While his save percentage does leave a lot to be desired, it’s important to note that Rask is seeing a ton of shots this season. Rask’s 920 saves are good enough for sixth in the NHL, behind Cory Schneider, Pekka Rinne, Braden Holtby, Carey Price, and Kari Lehtonen. Though only Lehtonen has a lower save percentage than Rask , even though Schneider’s .919 is close, the remaining three goaltenders are potential Vezina candidates.
There were some bad bounces, a few unlucky deflections, and plenty of legitimate, good goals that Rask allowed this season. But Rask is still on top of his game and his teammates are well aware of just how important he is for the team.
“I thought Tuukka played unbelievable tonight,” said Chris Kelly. “Not only in the first period, but that breakaway by Nash in the second – it’s a different game if he doesn’t make a big save there. He was our best player tonight, and he’s been our best player for a while, so it’s good to see.”

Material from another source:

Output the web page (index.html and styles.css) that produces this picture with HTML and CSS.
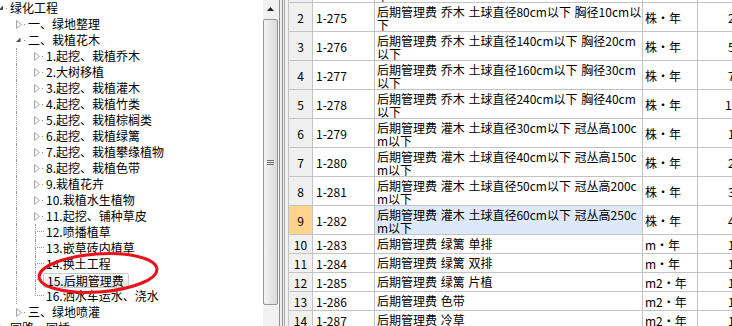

There’s a lot to factor in when evaluating how Rask has played so far this season. It’s been good. Rask isn’t going to win the Vezina this year, and barring a super strong second half, probably won’t be a nominee, but he’s been good. If anything, his numbers are a bit deceiving to what he’s done for the Bruins in net in the first half.
Like he said, as the team in front of him gets better, just like we saw the past few games, so will Rask’s numbers.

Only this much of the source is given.